Historically, qualified investments under CRA ranged from highly complex government-sponsored programs to simple community donations given to nonprofit organizations. To receive positive consideration during bank CRA examinations, FIs need qualifying financial investments which means FIs should look to activities that:
- Are made to community development organizations and entities such as Community Development Financial Institutions (CDFIs), Community Development Entities (CDEs), Community Development Corporations (CDCs), minority- and women-owned financial institutions, and community loan funds and low-income or community-development credit unions to finance and support efforts to low- and moderate-income areas or individuals.
- Provide tax credit investments to the Low-Income Housing Tax Credit programs or New Markets Tax Credit Programs.
- Are made to organizations creating and supporting affordable housing.
- Are made to organizations promoting economic development such as Small Business Investment Companies (SBICs) or Rural Business Investment Companies (RBICs).
- Are made to nonprofit organizations or other community facilities supporting low- and moderate-income individuals or areas.
- Are made to State and municipal bond programs that support affordable housing or community development.
If in doubt about whether your activity qualifies, ask your regulatory agency if your activity would receive CRA consideration.

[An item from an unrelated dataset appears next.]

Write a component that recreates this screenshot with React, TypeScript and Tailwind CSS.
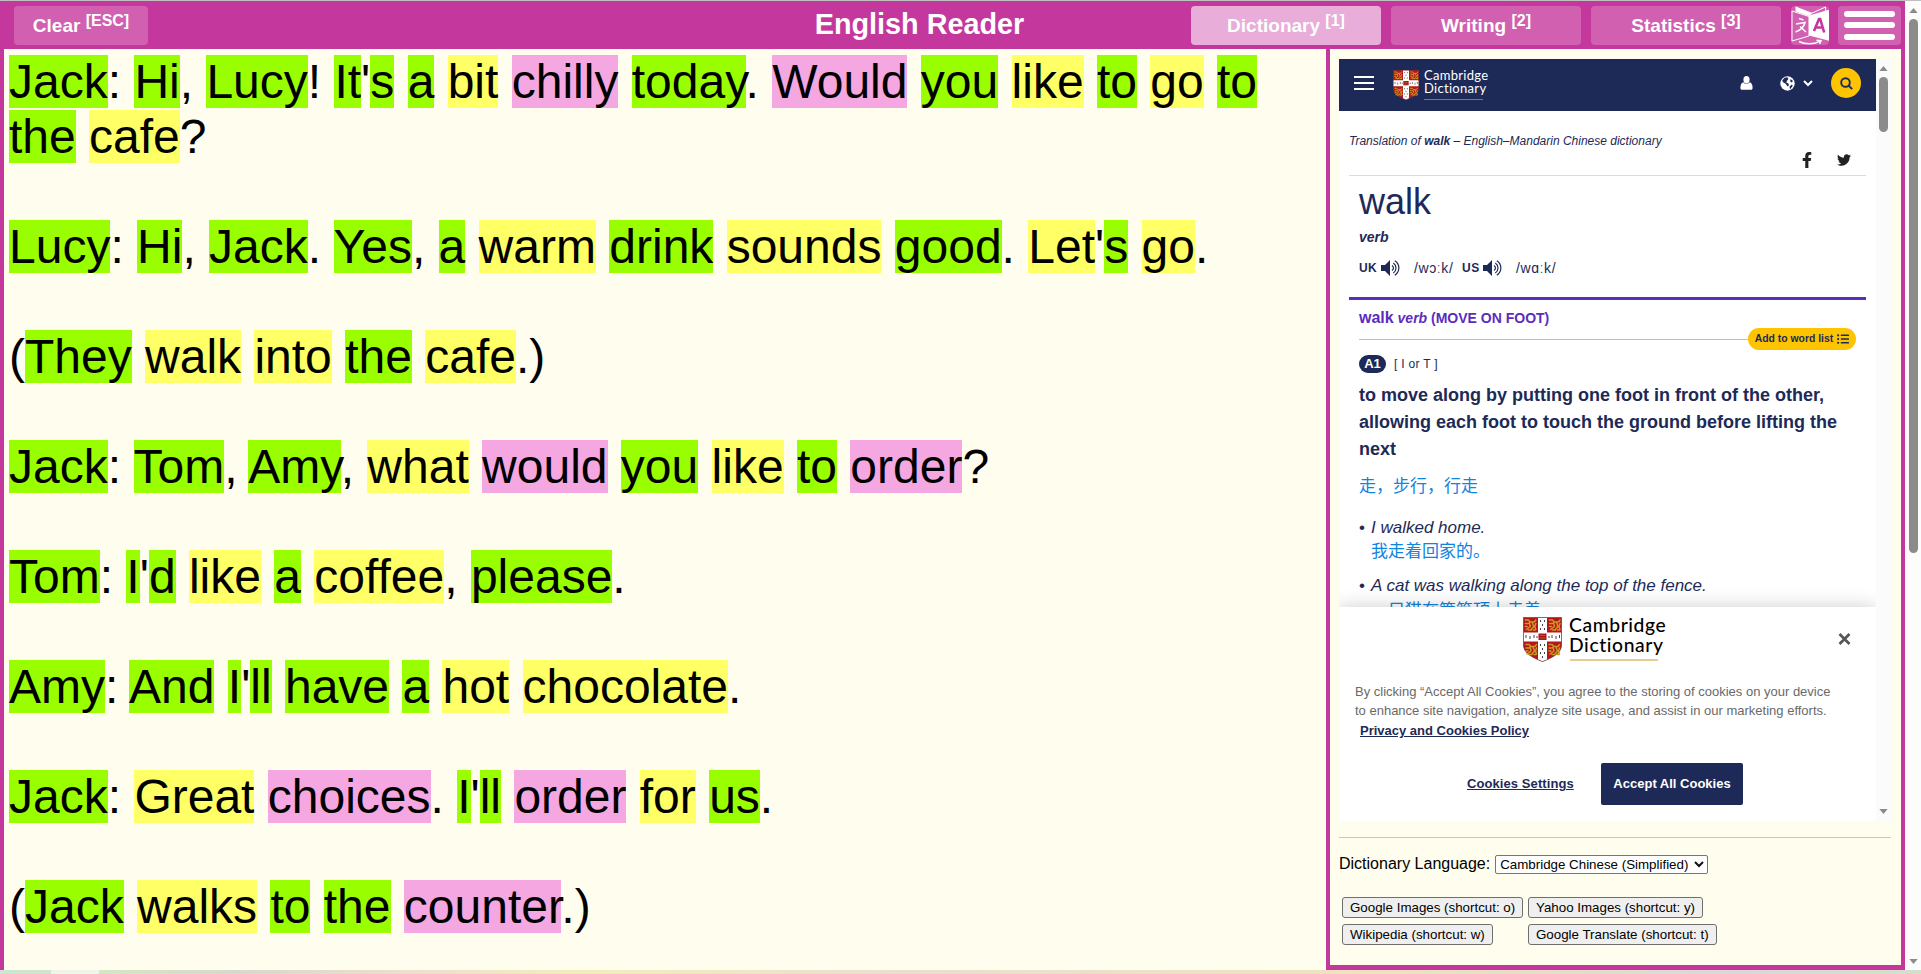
import React from "react";
import { FaFacebookF, FaListUl, FaTwitter } from "react-icons/fa";

const tone: Record<string, string> = {
  g: "bg-[#99ff00]",
  y: "bg-[#ffff66]",
  p: "bg-[#f4a7e0]",
};

const story: string[] = [
  "g:Jack|: |g:Hi|, |g:Lucy|! |g:It|'|g:s| |g:a| |y:bit| |p:chilly| |g:today|. |p:Would| |g:you| |y:like| |g:to| |y:go| |g:to| |g:the| |y:cafe|?",
  "g:Lucy|: |g:Hi|, |g:Jack|. |g:Yes|, |g:a| |y:warm| |g:drink| |y:sounds| |g:good|. |y:Let|'|g:s| |y:go|.",
  "(|g:They| |y:walk| |y:into| |g:the| |y:cafe|.)",
  "g:Jack|: |g:Tom|, |g:Amy|, |y:what| |p:would| |g:you| |y:like| |g:to| |p:order|?",
  "g:Tom|: |g:I|'|g:d| |y:like| |g:a| |y:coffee|, |g:please|.",
  "g:Amy|: |g:And| |g:I|'|g:ll| |g:have| |g:a| |y:hot| |y:chocolate|.",
  "g:Jack|: |y:Great| |p:choices|. |g:I|'|g:ll| |p:order| |y:for| |g:us|.",
  "(|g:Jack| |y:walks| |g:to| |g:the| |p:counter|.)",
];

function Line({ text }: { text: string }) {
  return (
    <p className="mb-[55px]">
      {text.split("|").map((part, i) =>
        /^[gyp]:/.test(part) ? (
          <span key={i} className={tone[part[0]]}>{part.slice(2)}</span>
        ) : (
          <React.Fragment key={i}>{part}</React.Fragment>
        ),
      )}
    </p>
  );
}

function Tab({ label, hint, className }: { label: string; hint: string; className: string }) {
  return (
    <button className={`h-[39px] rounded-[4px] text-[19px] leading-[39px] font-bold whitespace-nowrap ${className}`}>
      {label} <span className="relative -top-[6px] text-[16px]">{hint}</span>
    </button>
  );
}

function Lion({ x, y }: { x: number; y: number }) {
  return (
    <g transform={`translate(${x} ${y})`} fill="none" stroke="#c79a22" strokeWidth="1.500" strokeLinecap="round">
      <path d="M2 2.500h3l2 2h4l1.500-2M2 6h3M6 5l1 4l-4 3M9 5l1.500 4l-3 3.500M2 9h2M12.500 6l-1 3l1 3M5 12.500h3M10 12.500h2" />
    </g>
  );
}

function Shield({ className }: { className: string }) {
  return (
    <svg viewBox="0 0 39 45" className={className} preserveAspectRatio="none">
      <path d="M.4.4h38.200v27c0 9-9 13-19.100 17.200C9.400 40.400.4 36.400.4 27.400z" fill="#b8141c" />
      <path d="M15 .4h9v15h14.600v9H24v18.500l-4.500 1.700l-4.500-1.700V24.400H.4v-9H15z" fill="#fff" />
      <path d="M.4.4h38.200v27c0 9-9 13-19.100 17.200C9.400 40.400.4 36.400.4 27.400z" fill="none" stroke="#7d3a33" strokeWidth=".8" />
      <Lion x={0.3} y={0.5} />
      <Lion x={24.5} y={0.5} />
      <Lion x={1} y={25} />
      <Lion x={24} y={25} />
      <rect x="15.500" y="16.500" width="8" height="6.500" fill="#b5141c" />
      <path d="M17 18.500h5M17 21h5" stroke="#8a6a20" strokeWidth="1" />
      <path d="M17.500 3v2M21.500 3v2M19.500 7v2M17.500 11v2M21.500 11v2M17.500 27v2M21.500 27v2M19.500 31v2M17.500 35v2M21.500 35v2M19.500 39v2M3 18v3M7 19v3M11 18v3M14 19v2M26 19v2M29 18v3M33 19v3M36.500 18v3" stroke="#444" strokeWidth="1" />
    </svg>
  );
}

function TranslateIcon() {
  return (
    <svg viewBox="0 0 38 39" className="h-[39px] w-[38px]">
      <path d="M1 5L18 10.500V30L1 35z" fill="none" stroke="#fff" strokeWidth="1" />
      <path d="M18 8.500L34.500 1v4M5 1l3.500 2" fill="none" stroke="#fff" strokeWidth="1" />
      <path d="M4.500 .5V5.500L18 10L21.500 7z" fill="#fff" />
      <path d="M18 9.500L38 3.800v31L18 29.500z" fill="#fff" />
      <path d="M23 25L28 13h1.200l4 13.500M25 21.500h7" fill="none" stroke="#c4379c" strokeWidth="2.600" />
      <path d="M8 12.500l4.500 1.500M5 18l9-1.500c-1 4-4 7.500-9.500 9.500M9 20.500l6 5.500" fill="none" stroke="#fff" strokeWidth="1.500" />
      <path d="M8 35.500c6 3.200 15 3.200 21-.3M25.500 34.300l4.500 .3l-1.500 3.300" fill="none" stroke="#fff" strokeWidth="1.500" />
    </svg>
  );
}

function PersonIcon() {
  return (
    <svg viewBox="0 0 13 14" className="ml-[257px] h-[14px] w-[13px]" fill="#fff">
      <ellipse cx="6.500" cy="3.800" rx="3.100" ry="3.700" />
      <path d="M3.300 6.300C1 7 .4 9.500.4 12c0 1.200.7 1.800 1.700 1.800h8.800c1 0 1.700-.6 1.700-1.800c0-2.500-.6-5-2.900-5.700c-1.700 2-4.700 2-6.400 0z" />
    </svg>
  );
}

function GlobeIcon() {
  return (
    <svg viewBox="0 0 15 15" className="ml-[27px] size-[15px]">
      <circle cx="7.500" cy="7.500" r="7.200" fill="#fff" />
      <path d="M4.500 1.800l2.700-.6l1.300 1.500l-1.300 1.800l-1 2l2 .8l.8 2l-1.500 1.200l-1.800-2.800L3 6.200l-.8-1.700zM10.500 3l2.500 2l-1.300 1.500l-1.500-1zM9.500 10.500l2.500-2l.7 1.500l-2.700 3.200z" fill="#1d2a57" />
    </svg>
  );
}

function Speaker() {
  return (
    <svg viewBox="0 0 20 16" className="h-4 w-5" fill="none" stroke="#1d2a57" strokeWidth="1.200">
      <path d="M0 5h4l5-5v16l-5-5H0z" fill="#1d2a57" stroke="none" />
      <path d="M11 5.500c2 1.500 2 3.500 0 5M12.300 3c3.600 2.500 3.600 7.500 0 10M13.800.8c5.400 3.600 5.400 10.800 0 14.400" />
    </svg>
  );
}

function Up() {
  return <svg viewBox="0 0 10 6" className="h-[5px] w-[9px]"><path d="M5 0l5 6H0z" fill="#8b8b8b" /></svg>;
}
function Down() {
  return <svg viewBox="0 0 10 6" className="h-[5px] w-[9px]"><path d="M5 6l5-6H0z" fill="#8b8b8b" /></svg>;
}

function CookieNotice() {
  return (
    <div className="absolute inset-x-0 bottom-0 h-[214px] bg-white shadow-[0_0_18px_rgba(0,0,0,0.2)]">
      <div className="flex pt-[10px] pl-[184px]">
        <Shield className="h-[45px] w-[39px]" />
        <div className="ml-[8px] h-[44px] w-[88px] border-b-2 border-[#e6cb95] font-[Lato,sans-serif] text-[19.300px] leading-[20px] font-medium tracking-[0.6px] whitespace-nowrap text-black">
          <div className="-mt-[2px] -ml-px">Cambridge<br />Dictionary</div>
        </div>
        <svg viewBox="0 0 12 12" className="mt-[16px] ml-[180px] h-[12px] w-[13px]" stroke="#565656" strokeWidth="2.700">
          <path d="M1 1l10 10M11 1L1 11" />
        </svg>
      </div>
      <div className="mt-[20px] pl-4 text-[13px] leading-[19px] whitespace-nowrap text-[#696969]">
        By clicking “Accept All Cookies”, you agree to the storing of cookies on your device<br />
        to enhance site navigation, analyze site usage, and assist in our marketing efforts.
        <div className="mt-px ml-[5px] font-bold text-[#1d2a57] underline">Privacy and Cookies Policy</div>
      </div>
      <div className="mt-[23px] flex items-center pl-[128px] text-[13px] font-bold">
        <a className="w-[134px] tracking-[0.08px] text-[#1d2a57] underline">Cookies Settings</a>
        <button className="h-[42px] w-[142px] rounded-[2px] bg-[#1d2a57] text-white">Accept All Cookies</button>
      </div>
    </div>
  );
}

function DictionaryFrame() {
  return (
    <div className="flex h-[762px] w-[552px] bg-white text-[#1d2a57]">
      <div className="relative h-full w-[537px] overflow-hidden">
        <div className="flex h-[52px] items-center bg-[#1d2a57] pb-[4px] pl-[15px] text-white">
          <div className="flex w-5 flex-col gap-[4px]">
            <i className="h-[2px] bg-white" /><i className="h-[2px] bg-white" /><i className="h-[2px] bg-white" />
          </div>
          <Shield className="mt-[3px] ml-[19px] h-[30px] w-[26px]" />
          <div className="mt-[3px] ml-[5px] h-[30px] w-[59px] border-b border-[#8e794f] font-[Lato,sans-serif] text-[13px] leading-[13.500px] tracking-[0.3px] whitespace-nowrap">
            <div className="-mt-px">Cambridge<br />Dictionary</div>
          </div>
          <PersonIcon />
          <GlobeIcon />
          <svg viewBox="0 0 10 7" className="ml-[8px] h-[7px] w-[10px]" fill="none" stroke="#fff" strokeWidth="2"><path d="M1 1l4 4l4-4" /></svg>
          <div className="ml-[18px] flex size-[30px] shrink-0 items-center justify-center rounded-full bg-[#fec400]">
            <svg viewBox="0 0 13 13" className="size-[13px]" fill="none" stroke="#1d2a57" strokeWidth="1.900"><circle cx="5.500" cy="5.500" r="4.300" /><path d="M8.500 8.500l3.700 3.700" /></svg>
          </div>
        </div>
        <div className="mx-[10px] h-[65px] border-b border-[#dcdcdc] pt-[21px] text-[12px] leading-[18px] italic">
          Translation of <b>walk</b> – English–Mandarin Chinese dictionary
          <div className="mt-[2px] flex justify-end gap-[25px] pr-[15px] text-[#222]">
            <FaFacebookF className="h-[16px] w-[10px]" /><FaTwitter className="mt-px size-[14px]" />
          </div>
        </div>
        <div className="mx-[10px] h-[124px] border-b-[3px] border-[#5b2dbe] pl-[10px]">
          <div className="pt-[5px] text-[36px] leading-[42px]">walk</div>
          <div className="mt-[5px] text-[14px] leading-[18px] font-bold italic">verb</div>
          <div className="mt-[13px] flex h-[18px] items-center text-[14px] whitespace-nowrap">
            <b className="mr-[4px] w-[18px] text-[12px] tracking-[0.3px]">UK</b><Speaker />
            <span className="ml-[13px] w-[48px] tracking-[0.6px]">/wɔːk/</span>
            <b className="mr-[4px] w-[17px] text-[12px] tracking-[0.5px]">US</b><Speaker />
            <span className="ml-[13px] tracking-[0.6px]">/wɑːk/</span>
          </div>
        </div>
        <div className="px-5">
          <div className="pt-[8px] text-[14px] leading-[20px] font-bold text-[#5b2dbe]">
            <span className="text-[16px]">walk</span> <i>verb</i> (MOVE ON FOOT)
          </div>
          <div className="flex h-[22px] items-center">
            <div className="h-px flex-1 bg-[#fec400]" />
            <div className="flex h-[22px] w-[108px] items-center justify-center gap-[4px] rounded-full bg-[#fec400] text-[10.400px] font-bold whitespace-nowrap text-[#1d2a57]">
              Add to word list <FaListUl className="size-[12px]" />
            </div>
          </div>
          <div className="mt-[5px] flex h-[18px] items-center gap-2 text-[12px]">
            <b className="flex h-[18px] w-[27px] items-center justify-center rounded-full bg-[#1d2a57] text-[13px] text-white">A1</b>
            <span className="tracking-[0.3px]">[ I or T ]</span>
          </div>
          <div className="mt-[9px] text-[18px] leading-[27px] font-bold whitespace-nowrap">
            to move along by putting one foot in front of the other,<br />
            allowing each foot to touch the ground before lifting the<br />next
          </div>
          <div className="mt-[9px] font-['Noto_Sans_CJK_SC',sans-serif] text-[17px] leading-[26px] text-[#0f84e0]">走，步行，行走</div>
          <div className="mt-[18px] flex text-[17px] leading-[24px]">
            <span className="w-[12px] shrink-0">•</span>
            <div><i>I walked home.</i><div className="-mt-[2px] mb-[2px] font-['Noto_Sans_CJK_SC',sans-serif] text-[#0f84e0]">我走着回家的。</div></div>
          </div>
          <div className="mt-[10px] flex text-[17px] leading-[24px]">
            <span className="w-[12px] shrink-0">•</span>
            <div><i>A cat was walking along the top of the fence.</i><div className="-mt-[1px] font-['Noto_Sans_CJK_SC',sans-serif] text-[#0f84e0]">一只猫在篱笆顶上走着。</div></div>
          </div>
        </div>
        <CookieNotice />
      </div>
      <div className="flex w-[15px] flex-col items-center bg-[#fbfbfb] pt-[7px] pb-[7px]">
        <Up />
        <div className="mt-[6px] h-[55px] w-[9px] rounded-full bg-[#8b8b8b]" />
        <div className="flex-1" />
        <Down />
      </div>
    </div>
  );
}

const sys = "h-[21px] justify-self-start rounded-[3px] border border-[#6f6f6f] bg-[#efefef] px-[7px] text-[13.333px] leading-[19px] whitespace-nowrap";

export default function App() {
  return (
    <div className="flex h-[974px] w-[1921px] flex-col overflow-hidden border-t border-[#c0c0c0] bg-[#fffded] font-['Liberation_Sans',Arial,sans-serif] text-black">
      <div className="flex h-[969px]">
        <div className="flex w-[1905px] flex-col bg-[#c4379c]">
          <header className="flex h-[48px] items-start pt-[5px] pl-[14px] text-white">
            <Tab label="Clear" hint="[ESC]" className="w-[134px] bg-[#d160b1]" />
            <h1 className="w-[1043px] pl-[500px] text-center text-[28.800px] leading-[37px] font-bold">English Reader</h1>
            <Tab label="Dictionary" hint="[1]" className="w-[190px] bg-[#e8add9]" />
            <Tab label="Writing" hint="[2]" className="ml-[10px] w-[190px] bg-[#d160b1]" />
            <Tab label="Statistics" hint="[3]" className="ml-[10px] w-[190px] bg-[#d160b1]" />
            <button className="ml-[10px] h-[39px] w-[38px] rounded-[4px] bg-[#d160b1]"><TranslateIcon /></button>
            <button className="ml-[9px] flex h-[39px] w-[63px] flex-col items-center rounded-[4px] bg-[#d160b1] pt-[5px]">
              <i className="h-[6px] w-[51px] rounded-full bg-white" />
              <i className="mt-[5px] h-[6px] w-[51px] rounded-full bg-white" />
              <i className="mt-[6px] h-[6px] w-[51px] rounded-full bg-white" />
            </button>
          </header>
          <div className="flex h-[921px] gap-1 pr-1 pl-1">
            <main className="w-[1322px] overflow-hidden bg-[#fffded] pt-[5px] pl-[5px] text-[48px] leading-[55px]">
              {story.map((t, i) => <Line key={i} text={t} />)}
            </main>
            <aside className="h-[916px] w-[571px] bg-[#fffded] pt-[10px] pl-[9px]">
              <DictionaryFrame />
              <div className="mt-4 h-px w-[552px] bg-[#c8c8c8]" />
              <div className="mt-[15px] flex h-[21px] items-center text-[16px]">
                Dictionary Language:
                <div className="mt-[2px] ml-[5px] flex h-[19px] w-[213px] items-center justify-between rounded-[2px] border border-[#767676] bg-white pr-[3px] pl-1 text-[13.333px] whitespace-nowrap">
                  Cambridge Chinese (Simplified)
                  <svg viewBox="0 0 10 7" className="h-[7px] w-[10px]" fill="none" stroke="#111" strokeWidth="2"><path d="M1 1l4 4l4-4" /></svg>
                </div>
              </div>
              <div className="mt-[23px] ml-[3px] grid grid-cols-[186px_auto] gap-y-[6px]">
                <button className={sys}>Google Images (shortcut: o)</button>
                <button className={sys}>Yahoo Images (shortcut: y)</button>
                <button className={sys}>Wikipedia (shortcut: w)</button>
                <button className={sys}>Google Translate (shortcut: t)</button>
              </div>
            </aside>
          </div>
        </div>
        <div className="flex w-4 flex-col items-center bg-[#fcfcfc] pt-[7px] pb-[6px]">
          <Up />
          <div className="mt-[6px] h-[534px] w-[9px] rounded-full bg-[#8b8b8b]" />
          <div className="flex-1" />
          <Down />
        </div>
      </div>
      <div className="h-1 bg-[linear-gradient(90deg,#cfe5cf_0,#cfe5cf_51px,#eef6ea_51px,#eef6ea_99px,#d2e8c4_99px,#d8d8cc_240px,#f0e0cc_430px,#f2eeb8_580px,#eadfcf_900px,#eee3bd_1350px,#ded6d6_1740px,#d4e0c8_1921px)]" />
    </div>
  );
}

Since 1977, when President Jimmy Carter signed the Community Reinvestment Act into law, FIs have needed to have a targeted purpose of ensuring that the communities in which they are charted to serve to receive equal access to credit and banking services in a manner consistent with safe and sound operational practices. Times have changed, however, and the communities a bank serves are no longer defined only by physical branches.
Moving forward, banks will have to be more creative and diligent in defining the low- and moderate-income areas they serve and finding ways to assist these communities and those who live in them.